Search code examples
linkerd

Unable to prevent requests reaching the endpoint after circuit breaking is in action


I am trying to verify linkerd's circuit breaking configuration by requesting through simple error prone endpoint deployed as a pod in the same k8s cluster where linkerd is deployed as a daemonset.

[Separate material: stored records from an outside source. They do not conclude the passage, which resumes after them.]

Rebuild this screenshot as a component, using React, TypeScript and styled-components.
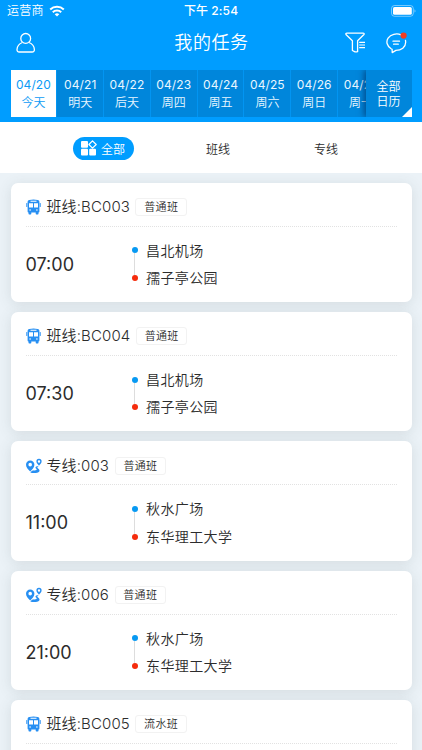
import React from "react";
import styled, { createGlobalStyle } from "styled-components";

const GlobalStyle = createGlobalStyle`
  * { box-sizing: border-box; }
  body {
    margin: 0;
    overflow: hidden;
    background: #e9eff3;
    font-family: Inter, "Noto Sans CJK SC", sans-serif;
    font-weight: 350;
    color: #2c2c2c;
  }
`;

const Screen = styled.div`
  width: 422px;
  height: 750px;
  overflow: hidden;
  background: #ebf2f7;
`;

const Header = styled.header`
  height: 121.5px;
  background: #009dff;
  color: #fff;
`;

const StatusBar = styled.div`
  display: grid;
  grid-template-columns: 1fr auto 1fr;
  align-items: center;
  height: 22px;
  padding: 0 5px 0 7px;
  font-size: 12px;
  line-height: 22px;
`;

const Carrier = styled.div`
  display: flex;
  align-items: center;
  gap: 5px;
  letter-spacing: 0.25px;
`;

const Clock = styled.div`
  margin-left: -2px;
  font-weight: 500;
  letter-spacing: 0.1px;
`;

const BatterySlot = styled.div`
  display: flex;
  justify-content: flex-end;
`;

const NavBar = styled.div`
  display: grid;
  grid-template-columns: 1fr auto 1fr;
  align-items: center;
  height: 42px;
  padding: 0 14px 0 15px;
`;

const Title = styled.h1`
  margin: 0;
  font-size: 18px;
  line-height: 42px;
  height: 42px;
  font-weight: inherit;
  letter-spacing: 0.6px;
`;

const Actions = styled.div`
  display: flex;
  justify-content: flex-end;
  gap: 20px;
`;

const DateStrip = styled.div`
  display: flex;
  height: 46.5px;
  margin: 6px 10.5px 0;
  background: #0086db;
  overflow: hidden;
`;

const DateList = styled.div`
  display: flex;
  width: 355px;
  overflow: hidden;
`;

const DateCell = styled.div<{ $active?: boolean }>`
  flex: 0 0 46.8px;
  padding-top: 6px;
  border-right: 1px solid #0295f2;
  background: ${(p) => (p.$active ? "#fff" : "#0086db")};
  color: ${(p) => (p.$active ? "#0c9bf5" : "#e8f6ff")};
  text-align: center;
  font-size: 12px;
  line-height: 17.5px;
  white-space: nowrap;
`;

const DateNumber = styled.div`
  font-weight: 400;
  letter-spacing: 0.1px;
`;

const CalendarButton = styled.div`
  position: relative;
  flex: 1;
  padding-top: 9px;
  background: #0086db;
  box-shadow: -2px 0 6px rgba(0, 40, 90, 0.6);
  text-align: center;
  font-size: 12px;
  line-height: 15px;

  &::after {
    content: "";
    position: absolute;
    right: 0;
    bottom: 0;
    border-left: 10px solid transparent;
    border-bottom: 10px solid #fff;
  }
`;

const Filters = styled.nav`
  display: grid;
  grid-template-columns: 122px 108px 108px;
  justify-content: center;
  align-items: center;
  height: 51px;
  padding-top: 2px;
  background: #fff;
  font-size: 12px;
`;

const Filter = styled.div<{ $active?: boolean }>`
  display: flex;
  justify-self: center;
  align-items: center;
  justify-content: center;
  gap: 4px;
  width: 61px;
  height: 23px;
  border-radius: 12px;
  background: ${(p) => (p.$active ? "#009dff" : "transparent")};
  color: ${(p) => (p.$active ? "#fff" : "#2c2c2c")};
`;

const TaskList = styled.main`
  display: flex;
  flex-direction: column;
  gap: 10px;
  padding: 10.2px 10.5px 0;
`;

const Card = styled.article`
  flex: none;
  height: 119.3px;
  padding: 0 15px;
  border-radius: 7px;
  background: #fff;
  box-shadow: 0 2px 14px rgba(60, 75, 80, 0.13);
`;

const CardHeader = styled.div`
  display: flex;
  align-items: center;
  height: 44px;
  padding-top: 6px;
  border-bottom: 1px dotted #e2e2e2;
`;

const IconSlot = styled.div`
  display: flex;
  width: 21px;
`;

const RouteName = styled.h2`
  margin: 0;
  font-size: 15px;
  line-height: 22px;
  font-weight: inherit;
  letter-spacing: 0.12px;
`;

const Tag = styled.span`
  margin-left: 5.5px;
  width: 51.5px;
  height: 18px;
  border: 1px solid #f2f2f2;
  border-radius: 3px;
  text-align: center;
  font-size: 11px;
  line-height: 16px;
  letter-spacing: 0.3px;
`;

const CardBody = styled.div`
  display: grid;
  grid-template-columns: 106px 1fr;
  align-items: center;
  height: 75px;
`;

const Departure = styled.div`
  font-size: 18px;
  font-weight: 380;
`;

const Stops = styled.div`
  display: grid;
  grid-template-columns: 6px 1fr;
  column-gap: 8.5px;
  align-items: center;
`;

const Track = styled.div`
  display: flex;
  flex-direction: column;
  align-items: center;
`;

const Dot = styled.i<{ $end?: boolean }>`
  width: 6px;
  height: 6px;
  border-radius: 50%;
  background: ${(p) => (p.$end ? "#f52b0c" : "#0799f2")};
`;

const Connector = styled.i`
  width: 1px;
  height: 21.5px;
  background: #ddd;
`;

const StopName = styled.div`
  font-size: 14px;
  line-height: 27.5px;
  letter-spacing: 0.4px;
`;

const WifiIcon = () => (
  <svg width="16" height="12" viewBox="0 0 16 12" fill="none" stroke="#fff" strokeWidth="2">
    <path d="M1.2 4.5a9.8 9.8 0 0 1 13.6 0M3.8 7.2a6 6 0 0 1 8.4 0" />
    <path d="M8 11.6 5.7 9.3a3.3 3.3 0 0 1 4.6 0Z" fill="#fff" stroke="none" />
  </svg>
);

const BatteryIcon = () => (
  <svg width="26" height="12" viewBox="0 0 26 12">
    <rect x=".5" y=".5" width="21.8" height="10.8" rx="3" fill="none" stroke="#fff" strokeOpacity=".45" />
    <rect x="2" y="2" width="18.8" height="7.8" rx="1.6" fill="#fff" />
    <path d="M23.5 4.2c1.3.5 1.3 2.9 0 3.4Z" fill="#fff" fillOpacity=".5" />
  </svg>
);

const UserIcon = () => (
  <svg width="21" height="22" viewBox="0 0 21 22" fill="none" stroke="#fff" strokeWidth="1.3">
    <circle cx="10.7" cy="6.4" r="4.9" />
    <path d="M7.4 10.5C4.2 11.7 2.2 14.2 2 17.5c-.1 1.6.8 2.5 2.3 2.5h12.8c1.5 0 2.4-.9 2.3-2.5-.2-3.3-2.2-5.8-5.4-7" />
  </svg>
);

const FunnelIcon = () => (
  <svg width="21" height="21" viewBox="0 0 21 21" fill="none" stroke="#fff" strokeWidth="1.3" strokeLinejoin="round">
    <path d="M12.6 19.9V8.7L18.7 2.8c.8-.9.4-1.7-.7-1.7H2C.9 1.1.5 1.9 1.2 2.8l6.2 5.9v9.8l2.7 1.4h2.5" />
    <path d="M14.2 10.3H20M14.2 13H20M14.2 15.7H20" strokeWidth="1.2" />
  </svg>
);

const MessageIcon = () => (
  <svg width="22" height="22" viewBox="0 0 22 22" fill="none" stroke="#fff" strokeWidth="1.3" strokeLinecap="round" strokeLinejoin="round">
    <path d="M15 2.8A10 8.5 0 0 0 2.1 6.2C-.2 9.6.9 14 5.1 16.7l1 .6.1 3.3 3.7-2.2c5.500 0 9.700-3.300 9.800-8.200l-.2-1.800" />
    <path d="M7 9.2h6.500M7.600 12.200h4.700" />
    <circle cx="17.600" cy="3.600" r="3.100" fill="#ef3c22" stroke="none" />
  </svg>
);

const GridIcon = () => (
  <svg width="16" height="16" viewBox="0 0 16 16" fill="#fff">
    <rect x="0" y="1" width="7" height="6.7" rx="1" />
    <rect x="0" y="8.8" width="7" height="6.7" rx="1" />
    <rect x="8.2" y="8.8" width="6.8" height="6.7" rx="1" />
    <path d="m11.5.8 3.7 3.7-3.7 3.7L7.9 4.5Z" fill="none" stroke="#fff" strokeWidth="1.2" strokeLinejoin="round" />
  </svg>
);

const BusIcon = () => (
  <svg width="15" height="16" viewBox="0 0 15 16" fill="#278ff2">
    <path d="M3.3 1Q7.5 0 11.7 1q1.700.4 1.700 1.700v9.900q0 1-.9 1v1.200q0 .7-.7.700h-1.400q-.7 0-.7-.7v-1.200H5.300v1.200q0 .7-.7.700H3.200q-.7 0-.7-.7v-1.200q-.9 0-.9-1V2.700Q1.600 1.400 3.300 1Z" />
    <rect x=".3" y="4" width="1" height="4" rx=".5" />
    <rect x="13.700" y="4" width="1" height="4" rx=".5" />
    <path d="M4.500 1.800h6v.9h-6ZM3 4.200H7V8.500H3Zm5 0h4v4.300H8Z" fill="#fff" />
    <circle cx="4.100" cy="11" r=".8" fill="#fff" />
    <circle cx="10.900" cy="11" r=".8" fill="#fff" />
  </svg>
);

const RouteIcon = () => (
  <svg width="16" height="16" viewBox="0 0 16 15.5" fill="#278ff2">
    <path fillRule="evenodd" d="M4.200 2.300A4.100 4.100 0 0 0 0 6.400C0 9 2.400 11.200 4.200 13.200 6 11.200 8.400 9 8.400 6.400A4.100 4.100 0 0 0 4.200 2.300Zm0 2.300a1.800 1.800 0 1 1 0 3.600 1.800 1.800 0 0 1 0-3.600Z" />
    <path fillRule="evenodd" d="M13 .6a2.600 2.600 0 0 0-2.600 2.700C10.400 5 12 6.300 13 7.500c1-1.200 2.600-2.500 2.600-4.200A2.600 2.600 0 0 0 13 .6Zm0 1.500a1.200 1.200 0 1 1 0 2.400 1.200 1.200 0 0 1 0-2.400Z" />
    <path d="M12.200 7.800c-1.900.2-3.400 1-2.500 2.300.6.700 1.500 1 .7 1.600-1 .7-2.900.4-4.400.7L4.300 14.200c2.400 1.100 7.600.9 9-1 1-1.400-.8-2.600-1.700-3.500-.5-.6-.2-1.200 1.200-1.600Z" />
  </svg>
);

const dates = [
  ["04/20", "今天"],
  ["04/21", "明天"],
  ["04/22", "后天"],
  ["04/23", "周四"],
  ["04/24", "周五"],
  ["04/25", "周六"],
  ["04/26", "周日"],
  ["04/27", "周一"],
];

interface Task {
  kind: "bus" | "route";
  name: string;
  tag: string;
  time: string;
  from: string;
  to: string;
}

const tasks: Task[] = [
  { kind: "bus", name: "班线:BC003", tag: "普通班", time: "07:00", from: "昌北机场", to: "孺子亭公园" },
  { kind: "bus", name: "班线:BC004", tag: "普通班", time: "07:30", from: "昌北机场", to: "孺子亭公园" },
  { kind: "route", name: "专线:003", tag: "普通班", time: "11:00", from: "秋水广场", to: "东华理工大学" },
  { kind: "route", name: "专线:006", tag: "普通班", time: "21:00", from: "秋水广场", to: "东华理工大学" },
  { kind: "bus", name: "班线:BC005", tag: "流水班", time: "", from: "", to: "" },
];

const TaskCard = ({ task }: { task: Task }) => (
  <Card>
    <CardHeader>
      <IconSlot>{task.kind === "bus" ? <BusIcon /> : <RouteIcon />}</IconSlot>
      <RouteName>{task.name}</RouteName>
      <Tag>{task.tag}</Tag>
    </CardHeader>
    {task.time && (
      <CardBody>
        <Departure>{task.time}</Departure>
        <Stops>
          <Track>
            <Dot />
            <Connector />
            <Dot $end />
          </Track>
          <div>
            <StopName>{task.from}</StopName>
            <StopName>{task.to}</StopName>
          </div>
        </Stops>
      </CardBody>
    )}
  </Card>
);

export default function App() {
  return (
    <Screen>
      <GlobalStyle />
      <Header>
        <StatusBar>
          <Carrier>
            运营商
            <WifiIcon />
          </Carrier>
          <Clock>下午 2:54</Clock>
          <BatterySlot>
            <BatteryIcon />
          </BatterySlot>
        </StatusBar>
        <NavBar>
          <UserIcon />
          <Title>我的任务</Title>
          <Actions>
            <FunnelIcon />
            <MessageIcon />
          </Actions>
        </NavBar>
        <DateStrip>
          <DateList>
            {dates.map(([date, day], i) => (
              <DateCell key={date} $active={i === 0}>
                <DateNumber>{date}</DateNumber>
                {day}
              </DateCell>
            ))}
          </DateList>
          <CalendarButton>
            全部
            <br />
            日历
          </CalendarButton>
        </DateStrip>
      </Header>
      <Filters>
        <Filter $active>
          <GridIcon />
          全部
        </Filter>
        <Filter>班线</Filter>
        <Filter>专线</Filter>
      </Filters>
      <TaskList>
        {tasks.map((task) => (
          <TaskCard key={task.name} task={task} />
        ))}
      </TaskList>
    </Screen>
  );
}
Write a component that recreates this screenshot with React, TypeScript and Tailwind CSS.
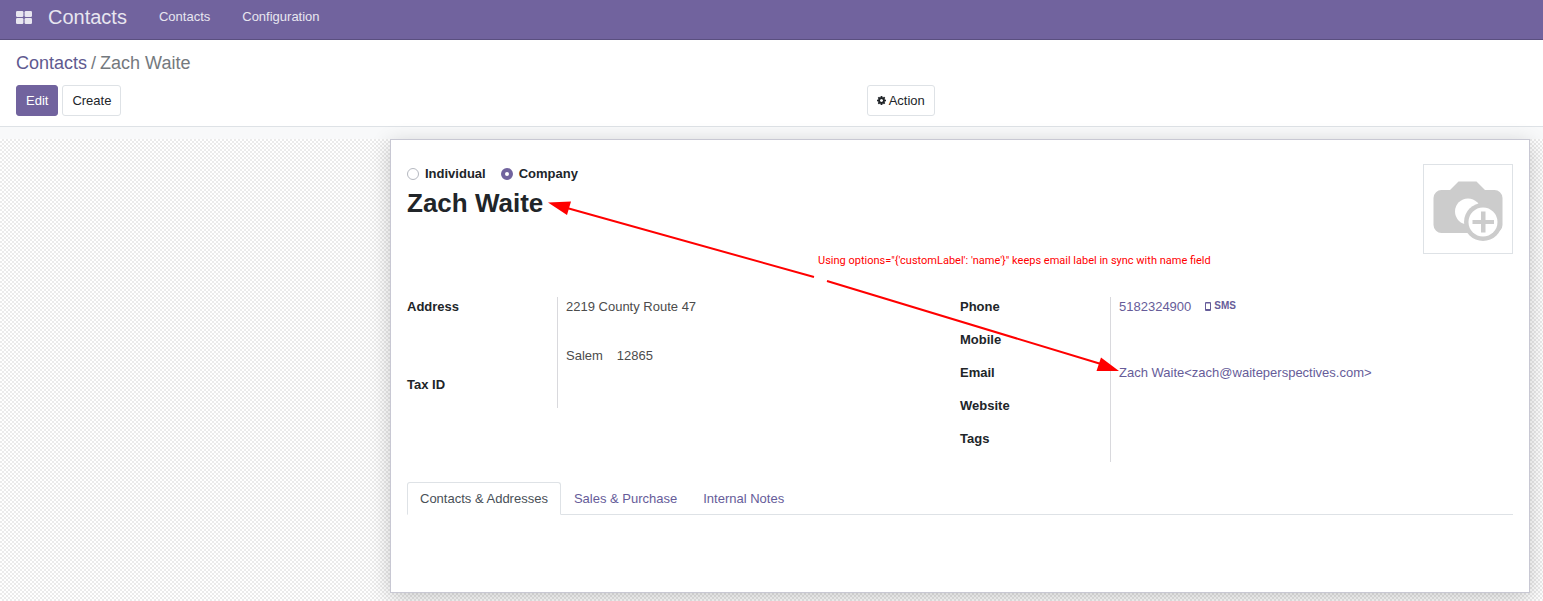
import { useState, type ReactNode } from "react";

function GridIcon() {
  return (
    <svg viewBox="0 0 16 13" className="h-[13px] w-4" fill="currentColor" aria-hidden="true">
      <rect x="0" y="0" width="7.4" height="6" rx="1.2" />
      <rect x="8.6" y="0" width="7.4" height="6" rx="1.2" />
      <rect x="0" y="7" width="7.4" height="6" rx="1.2" />
      <rect x="8.6" y="7" width="7.4" height="6" rx="1.2" />
    </svg>
  );
}

function CogIcon() {
  return (
    <svg viewBox="128 128 1536 1536" className="size-[9px]" fill="currentColor" aria-hidden="true">
      <path d="M1152 896q0-106-75-181t-181-75-181 75-75 181 75 181 181 75 181-75 75-181zm512-109v222q0 12-8 23t-20 13l-185 28q-19 54-39 91 35 50 107 138 10 12 10 25t-9 23q-27 37-99 108t-94 71q-12 0-26-9l-138-108q-44 23-91 38-16 136-29 186-7 28-36 28h-222q-14 0-24.500-8.500t-11.500-21.500l-28-184q-49-16-90-37l-141 107q-10 9-25 9-14 0-25-11-126-114-165-168-7-10-7-23 0-12 8-23 15-21 51-66.500t54-70.500q-27-50-41-99l-183-27q-13-2-21-12.500t-8-23.500v-222q0-12 8-23t19-13l186-28q14-46 39-92-40-57-107-138-10-12-10-24 0-10 9-23 26-36 98.500-107.500t94.500-71.500q13 0 26 10l138 107q44-23 91-38 16-136 29-186 7-28 36-28h222q14 0 24.500 8.500t11.500 21.500l28 184q49 16 90 37l142-107q9-9 24-9 13 0 25 10 129 119 165 170 7 8 7 22 0 12-8 23-15 21-51 66.500t-54 70.500q26 50 41 98l183 28q13 2 21 12.500t8 23.500z" />
    </svg>
  );
}

function PhoneIcon() {
  return (
    <svg viewBox="0 0 6 9" className="h-[9px] w-1.5" aria-hidden="true">
      <path
        fill="currentColor"
        fillRule="evenodd"
        d="M1 0h4a1 1 0 0 1 1 1v7a1 1 0 0 1-1 1H1a1 1 0 0 1-1-1V1a1 1 0 0 1 1-1zM1 1.600v5.400h4V1.600z"
      />
    </svg>
  );
}

function CameraIcon() {
  return (
    <svg viewBox="0 0 88 88" className="size-full" aria-hidden="true">
      <path
        fill="#ccc"
        d="M18 25h8L34.500 16.500h18L61 25h9a8 8 0 0 1 8.500 8v27a8 8 0 0 1-8.500 8H18a8 8 0 0 1-8.500-8V33a8 8 0 0 1 8.500-8z"
      />
      <circle cx="44" cy="46.500" r="13" fill="#fff" />
      <circle cx="59" cy="57" r="19" fill="#ccc" />
      <circle cx="59" cy="57" r="14.500" fill="#fff" />
      <path fill="#ccc" d="M57 46.500h4.500v8.500H70v4h-8.500v8.500H57V59h-8.500v-4H57z" />
    </svg>
  );
}

function Field({ label, tall, children }: { label: string; tall?: boolean; children?: ReactNode }) {
  return (
    <div className={tall ? "flex h-[78px]" : "flex h-[33px]"}>
      <dt className="w-[150px] shrink-0 font-bold text-[#212529]">{label}</dt>
      <dd className="min-w-0 flex-1 border-l border-[#d9d9dd] pl-2 text-[#4c4c4c]">{children}</dd>
    </div>
  );
}

function Annotation() {
  return (
    <>
      <svg
        className="pointer-events-none absolute top-[60px] left-[156px] h-[174px] w-[574px]"
        viewBox="0 0 574 174"
        aria-hidden="true"
      >
        <path d="M20 8 267 77M280 81l274 83" stroke="#f00" strokeWidth="2" fill="none" />
        <path d="M1 2.500 24 1.500 20 15zM572 171l-18-13.500-4.500 13.500z" fill="#f00" />
      </svg>
      <p className="absolute top-[113px] left-[427px] font-[Roboto,sans-serif] text-[11px] leading-4 whitespace-nowrap text-[#f00]">
        {`Using options="{'customLabel': 'name'}" keeps email label in sync with name field`}
      </p>
    </>
  );
}

const tabs = ["Contacts & Addresses", "Sales & Purchase", "Internal Notes"];
const radioClass =
  "size-3 appearance-none rounded-full border border-[#b5b8c0] bg-white checked:border-4 checked:border-[#71639e]";

export default function App() {
  const [kind, setKind] = useState("company");
  const [tab, setTab] = useState(0);

  return (
    <div className="flex min-h-screen flex-col bg-[#f8f9fa] font-['Liberation_Sans',Arial,sans-serif] text-[13px] leading-5 text-[#212529]">
      <header className="flex h-10 items-center border-b border-[#5a4f7f] bg-[#71639e] px-4 pb-1.5 text-[#e8e6f0]">
        <button type="button" aria-label="Applications" className="pt-px">
          <GridIcon />
        </button>
        <a href="#home" className="ml-4 text-xl">Contacts</a>
        <nav className="ml-8 flex gap-8">
          <a href="#contacts">Contacts</a>
          <a href="#configuration">Configuration</a>
        </nav>
      </header>

      <section className="border-b border-[#dee2e6] bg-white px-4 pt-2 pb-2.5">
        <nav aria-label="Breadcrumb" className="flex h-[37px] gap-1 pt-px text-lg text-[#74797e]">
          <a href="#contacts" className="text-[#5f5a90]">Contacts</a>
          <span>/</span>
          <span>Zach Waite</span>
        </nav>
        <div className="grid grid-cols-[563fr_437fr]">
          <div className="flex gap-1">
            <button type="button" className="h-[31px] rounded-[3px] border border-[#71639e] bg-[#71639e] px-[9px] text-white">
              Edit
            </button>
            <button type="button" className="h-[31px] rounded-[3px] border border-[#dee2e6] bg-white px-[9px]">
              Create
            </button>
          </div>
          <div className="flex">
            <button type="button" className="flex h-[31px] items-center gap-[3px] rounded-[3px] border border-[#dee2e6] bg-white px-[9px]">
              <CogIcon />
              Action
            </button>
          </div>
        </div>
      </section>

      <main className="flex flex-1 flex-col pt-3">
        <div className="flex-1 bg-[repeating-conic-gradient(#ebebeb_0_25%,#fff_0_50%)] bg-[length:4px_4px] pr-[13px] pb-2">
          <article className="relative ml-auto max-w-[1140px] border border-[#c8c8d3] bg-white px-4 pt-6 shadow-[0_5px_20px_rgba(0,0,0,0.2)]">
            <div className="flex justify-between">
              <div>
                <div className="flex gap-[15px] font-bold">
                  <label className="flex items-center gap-1.5">
                    <input type="radio" name="kind" className={radioClass} checked={kind === "individual"} onChange={() => setKind("individual")} />
                    Individual
                  </label>
                  <label className="flex items-center gap-1.5">
                    <input type="radio" name="kind" className={radioClass} checked={kind === "company"} onChange={() => setKind("company")} />
                    Company
                  </label>
                </div>
                <h1 className="text-[26px] leading-[38px] font-bold">Zach Waite</h1>
              </div>
              <button type="button" aria-label="Add a photo" className="size-[90px] border border-[#dee2e6]">
                <CameraIcon />
              </button>
            </div>

            <div className="mt-[43px] grid grid-cols-2">
              <dl>
                <Field label="Address" tall>
                  <p>2219 County Route 47</p>
                  <p className="mt-[29px] flex gap-3.5">
                    <span>Salem</span>
                    <span>12865</span>
                  </p>
                </Field>
                <Field label="Tax ID" />
              </dl>
              <dl>
                <Field label="Phone">
                  <div className="flex gap-3.5">
                    <a href="tel:5182324900" className="text-[#665c99]">5182324900</a>
                    <a href="sms:5182324900" className="flex h-[18px] items-center gap-[3px] text-[10px] font-bold text-[#665c99]">
                      <PhoneIcon />
                      SMS
                    </a>
                  </div>
                </Field>
                <Field label="Mobile" />
                <Field label="Email">
                  <a href="mailto:zach@waiteperspectives.com" className="text-[#665c99]">
                    {"Zach Waite<zach@waiteperspectives.com>"}
                  </a>
                </Field>
                <Field label="Website" />
                <Field label="Tags" />
              </dl>
            </div>

            <div role="tablist" className="mt-5 flex border-b border-[#dee2e6]">
              {tabs.map((name, i) => (
                <button
                  key={name}
                  type="button"
                  role="tab"
                  aria-selected={tab === i}
                  onClick={() => setTab(i)}
                  className={
                    tab === i
                      ? "-mb-px h-[33px] rounded-t-[3px] border border-[#dee2e6] border-b-white bg-white px-3 text-[#495057]"
                      : "-mb-px h-[33px] border border-transparent px-3 text-[#665c99]"
                  }
                >
                  {name}
                </button>
              ))}
            </div>
            <div role="tabpanel" className="min-h-[77px]" />

            <Annotation />
          </article>
        </div>
      </main>
    </div>
  );
}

I have noticed circuit breaking happening by observing the logs but when I try to hit the endpoint again I still recieve the response from the endpoint.

Setup and Test

I used below configs to setup linkerd and its endpoint,

https://raw.githubusercontent.com/linkerd/linkerd-examples/master/k8s-daemonset/k8s/linkerd-egress.yaml

https://raw.githubusercontent.com/zillani/kubex/master/examples/simple-err.yml

endpoint behaviour:

endpoint always return 500 internal server error

failure accrual setting: default responseClassifier: retryable5XX

proxy curl:

http_proxy=$(kubectl get svc l5d -o jsonpath="{.status.loadBalancer.ingress[0].*}"):4140 curl -L http://<loadblancer-ingress>:8080/simple-err

Observations

1. At the Admin Metrics

  "rt/outgoing/client/$/io.buoyant.rinet/8080/<loadbalancer-ingress>/connects" : 505,
  "rt/outgoing/client/$/io.buoyant.rinet/8080/<loadbalancer-ingress>/dtab/size.count" : 0,
  "rt/outgoing/client/$/io.buoyant.rinet/8080/<loadbalancer-ingress>/failed_connect_latency_ms.count" : 0,
  "rt/outgoing/client/$/io.buoyant.rinet/8080/<loadbalancer-ingress>/failure_accrual/probes" : 8,
  "rt/outgoing/client/$/io.buoyant.rinet/8080/<loadbalancer-ingress>/failure_accrual/removals" : 2,
  "rt/outgoing/client/$/io.buoyant.rinet/8080/<loadbalancer-ingress>/failure_accrual/removed_for_ms" : 268542,
  "rt/outgoing/client/$/io.buoyant.rinet/8080/<loadbalancer-ingress>/failure_accrual/revivals" : 0,
  "rt/outgoing/client/$/io.buoyant.rinet/8080/<loadbalancer-ingress>/failures" : 505,
  "rt/outgoing/client/$/io.buoyant.rinet/8080/<loadbalancer-ingress>/failures/com.twitter.finagle.service.ResponseClassificationSyntheticException" : 505,
  "rt/outgoing/client/$/io.buoyant.rinet/8080/<loadbalancer-ingress>/loadbalancer/adds" : 2,
  "rt/outgoing/client/$/io.buoyant.rinet/8080/<loadbalancer-ingress>/loadbalancer/algorithm/p2c_least_loaded" : 1.0,
  "rt/outgoing/client/$/io.buoyant.rinet/8080/<loadbalancer-ingress>/loadbalancer/available" : 2.0,

 "rt/outgoing/service/svc/<loadbalancer-ingress>:8080/failures" : 5,
  "rt/outgoing/service/svc/<loadbalancer-ingress>:8080/failures/com.twitter.finagle.service.ResponseClassificationSyntheticException" : 5,
  "rt/outgoing/service/svc/<loadbalancer-ingress>:8080/pending" : 0.0,
  "rt/outgoing/service/svc/<loadbalancer-ingress>:8080/request_latency_ms.count" : 0,
  "rt/outgoing/service/svc/<loadbalancer-ingress>:8080/requests" : 5,
  "rt/outgoing/service/svc/<loadbalancer-ingress>:8080/retries/budget" : 100.0,
  "rt/outgoing/service/svc/<loadbalancer-ingress>:8080/retries/budget_exhausted" : 5,
  "rt/outgoing/service/svc/<loadbalancer-ingress>:8080/retries/per_request.count" : 0,
  "rt/outgoing/service/svc/<loadbalancer-ingress>:8080/retries/total" : 500,
  "rt/outgoing/service/svc/<loadbalancer-ingress>:8080/success" : 0,

2. At the log

I 0518 10:31:15.816 UTC THREAD23 TraceId:e57aa1baa5148cc5: FailureAccrualFactorymarking connection to "$/io.buoyant.rinet/8080/<loadbalancer-ingress>" as dead.

Problem

After the node being marked as dead, a new request to the linkerd (same http_proxy command above) is hitting the endpoint and returning the response.


Solution

  • This question was answered on the Linkerd community forum. Adding the answer here as well for the sake of completeness:

    When failure accrual (circuit breaker) triggers, the endpoint is put into a state called Busy. This actually doesn't guarantee that the endpoint won't be used. Most load balancers (including the default P2CLeastLoaded) will simply pick the healthiest endpoint. In the case where failure accrual has triggered on all endpoints, this means it will have to pick one in the Busy state.